Citizens Theatre, Glasgow
Four stars

Ghosts are everywhere in Zinnie Harris' reimagining of the Oresteia, Aeschylus' ancient Greek soap opera trilogy. They are present in the first play, Agamemnon's Return, in the little girl lost that is Iphigenia, through Electra's daddy's girl in the second, The Bough Breaks, to the Singing Detective style raising of the dead in the final piece, Electra and Her Shadow. Dominic Hill's co-production between the Citizens Theatre and the National Theatre of Scotland is possessed with an expansive wildness that matches the dark flights of fancy that drives Harris' writing. Seen in one marathon sitting, the trilogy evokes an internal fury prompted by domestic unrest in extremis, before demons are eventually purged.

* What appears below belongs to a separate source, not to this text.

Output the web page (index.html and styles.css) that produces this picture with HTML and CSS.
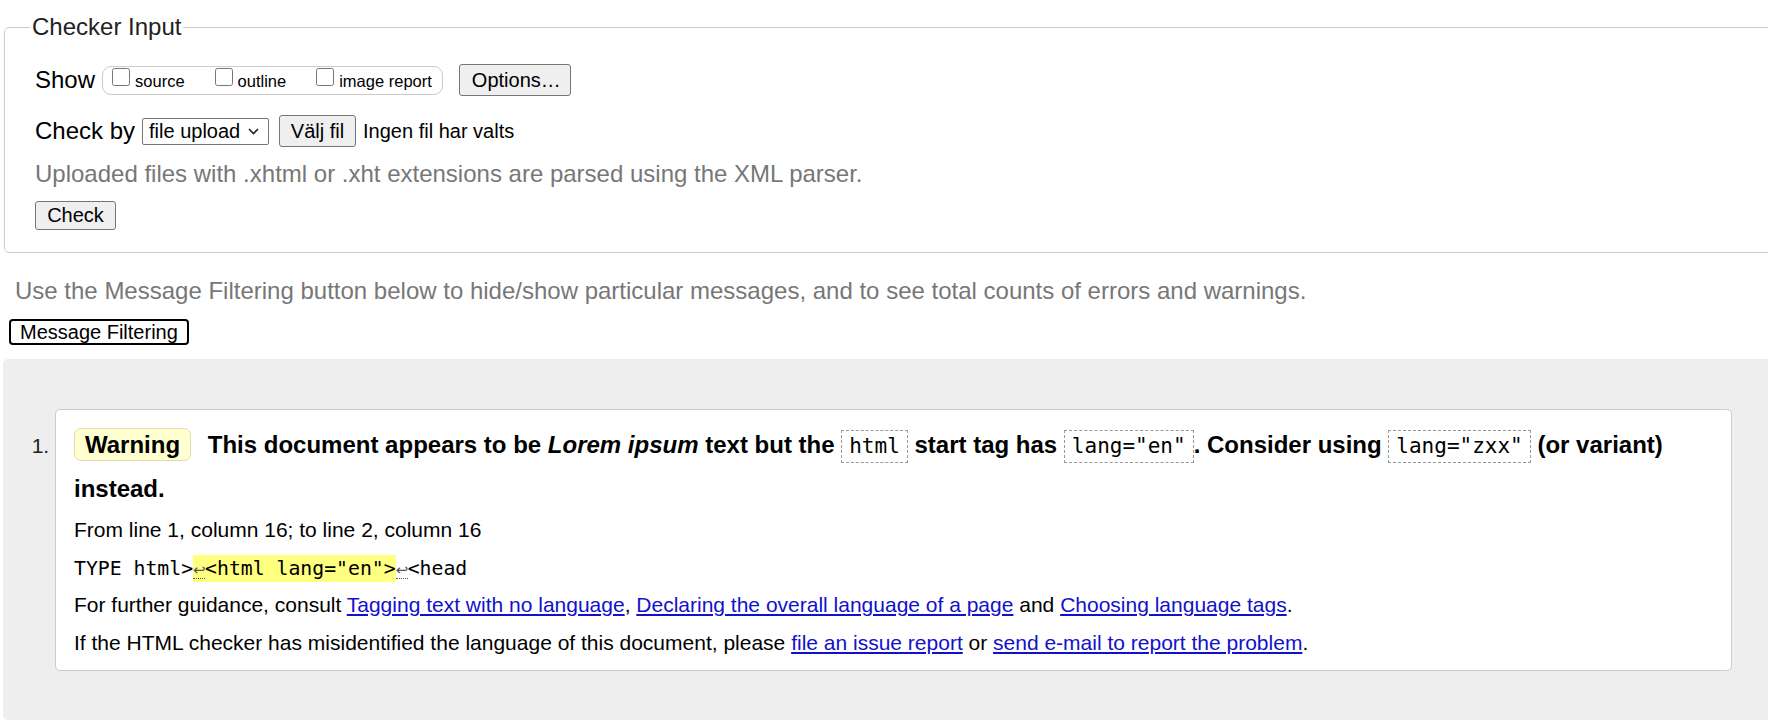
FILE: index.html
```html
<!DOCTYPE html>
<html lang="sv">
<head>
<meta charset="utf-8">
<title>Nu Html Checker</title>
<link rel="stylesheet" href="styles.css">
</head>
<body>
<form class="checker">
  <fieldset class="input">
    <legend>Checker Input</legend>
    <div class="row show-row">
      <span class="lbl">Show</span>
      <span class="opts">
        <label class="opt"><input type="checkbox"><span>source</span></label>
        <label class="opt"><input type="checkbox"><span>outline</span></label>
        <label class="opt"><input type="checkbox"><span>image report</span></label>
      </span>
      <button type="button" class="btn btn-options">Options…</button>
    </div>
    <div class="row by-row">
      <span class="lbl">Check by</span>
      <span class="select"><span class="select-text">file upload</span><svg class="chev" width="11" height="7" viewBox="0 0 11 7"><path d="M1 1l4.5 4.5L10 1" fill="none" stroke="#222" stroke-width="1.6"/></svg></span>
      <button type="button" class="btn btn-file">Välj fil</button>
      <span class="nofile">Ingen fil har valts</span>
    </div>
    <p class="hint">Uploaded files with .xhtml or .xht extensions are parsed using the XML parser.</p>
    <button type="button" class="btn btn-check">Check</button>
  </fieldset>
</form>
<p class="filter-note">Use the Message Filtering button below to hide/show particular messages, and to see total counts of errors and warnings.</p>
<button type="button" class="btn-filter">Message Filtering</button>
<div class="results">
  <ol class="msgs">
    <li class="msg">
      <p class="title"><strong class="badge">Warning</strong> <span>This document appears to be <em>Lorem ipsum</em> text but the <code class="tok">html</code> start tag has <code class="tok">lang="en"</code>. Consider using <code class="tok">lang="zxx"</code> (or variant)</span> <span>instead.</span></p>
      <p class="line">From line 1, column 16; to line 2, column 16</p>
      <p class="line extract"><code>TYPE html&gt;<mark><span class="lf">↩</span>&lt;html lang="en"&gt;</mark><span class="lf">↩</span>&lt;head</code></p>
      <p class="line">For further guidance, consult <a href="#">Tagging text with no language</a>, <a href="#">Declaring the overall language of a page</a> and <a href="#">Choosing language tags</a>.</p>
      <p class="line">If the HTML checker has misidentified the language of this document, please <a href="#">file an issue report</a> or <a href="#">send e-mail to report the problem</a>.</p>
    </li>
  </ol>
</div>
</body>
</html>
```
FILE: styles.css
```css
html {
  overflow-x: hidden;
}

body {
  margin: 0;
  font-family: "Liberation Sans", Arial, sans-serif;
  color: #000;
  background: #fff;
}

.checker {
  margin: 0;
  padding: 13px 0 0 4px;
}

.input {
  margin: 0 -40px 0 0;
  border: 1px solid #ccc;
  border-radius: 5px;
  padding: 0 30px 22px 30px;
}

.input legend {
  font-size: 24px;
  color: #222;
  padding: 0 2px;
  margin-left: -5px;
}

.row {
  display: flex;
  align-items: center;
  height: 32px;
}

.show-row {
  margin-top: 23px;
}

.by-row {
  margin-top: 19px;
}

.lbl {
  font-size: 24px;
  margin-right: 7px;
}

.opts {
  display: flex;
  align-items: center;
  height: 27px;
  border: 1px solid #ccc;
  border-radius: 9px;
  padding: 0 10px 0 9px;
  gap: 30px;
  margin-right: 16px;
}

.opt {
  display: flex;
  align-items: center;
  gap: 5px;
  font-size: 16.5px;
}

.opt input {
  width: 18px;
  height: 18px;
  margin: 0;
  position: relative;
  top: -3px;
}

.opt span {
  position: relative;
  top: 1px;
}

.btn {
  font-family: "Liberation Sans", Arial, sans-serif;
  font-size: 20px;
  color: #000;
  background: #efefef;
  border: 1px solid #767676;
  border-radius: 3px;
  padding: 0 12px;
  height: 32px;
  margin: 0;
}

.btn-options {
  width: 112px;
}

.select {
  display: inline-flex;
  align-items: center;
  justify-content: space-between;
  width: 127px;
  height: 27px;
  box-sizing: border-box;
  border: 1px solid #767676;
  border-radius: 2px;
  padding: 0 9px 0 6px;
  font-size: 20px;
  margin-right: 10px;
}

.btn-file {
  width: 77px;
  padding: 0;
  margin-right: 7px;
}

.nofile {
  font-size: 20px;
}

.hint {
  margin: 15px 0 0 0;
  font-size: 24px;
  line-height: 24px;
  color: #777;
}

.btn-check {
  margin-top: 15px;
  width: 81px;
  height: 29px;
  padding: 0;
}

.filter-note {
  margin: 24px 0 0 15px;
  font-size: 24px;
  line-height: 28px;
  color: #777;
}

.btn-filter {
  display: block;
  margin: 14px 0 0 9px;
  height: 26px;
  padding: 0 9px;
  font-family: "Liberation Sans", Arial, sans-serif;
  font-size: 20px;
  color: #000;
  background: #fff;
  border: 2px solid #000;
  border-radius: 4px;
}

.results {
  margin: 14px -40px 0 3px;
  background: #eee;
  border-radius: 5px;
  padding: 50px 0 49px 0;
}

.msgs {
  margin: 0;
  padding: 0 76px 0 52px;
  font-size: 21px;
}

.msg {
  background: #fff;
  border: 1px solid #ccc;
  border-radius: 5px;
  padding: 13px 18px 9px 18px;
}

.msg::marker {
  font-size: 21px;
  color: #222;
}

.title {
  margin: 0;
  font-size: 24px;
  line-height: 44px;
  font-weight: bold;
}

.badge {
  display: inline-block;
  background: #ffffd0;
  border: 1px solid #e0dcae;
  border-radius: 7px;
  padding: 0 10px;
  line-height: 31px;
  margin-right: 10px;
}

.tok {
  display: inline-block;
  font-family: "DejaVu Sans Mono", monospace;
  font-weight: normal;
  font-size: 21px;
  line-height: 31px;
  border: 1px dashed #999;
  padding: 0 7px;
}

.line {
  margin: 0;
  font-size: 21px;
  line-height: 37.5px;
}

.extract code {
  font-family: "DejaVu Sans Mono", monospace;
  font-size: 19.8px;
  line-height: 1;
}

.extract mark {
  background: #ffff80;
  color: #000;
  padding: 2px 0;
}

.lf {
  display: inline-block;
  width: 12px;
  font-family: "DejaVu Sans", sans-serif;
  font-size: 15px;
  line-height: 1;
  color: #555;
  border-bottom: 1px dotted #555;
  text-align: center;
}

a {
  color: #1111cc;
  text-decoration: underline;
}
```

Things open in a palace that resembles a community hall or a 1970s social club, where a comic trio who seem to have stepped out of Last of the Summer Wine hold court. Here, Pauline Knowles' Clytemnestra swans in like a tortured torch singer, a clubland diva drinking and singing away her sorrows, haunted by the spectre of her dead daughter Iphigenia and unwilling to glam up for anyone except herself. Reunited with her errant husband, there's a brooding intensity to the intimate exchanges between Knowles and an equally magnificent George Anton as Agamemnon. Itxtaso Moreno's Cassandra, meanwhile, attempts to reassert her dignity after being tossed aside like an exotic souvenir past its sell by date, only to fall prey to Clytemnestra's wrath.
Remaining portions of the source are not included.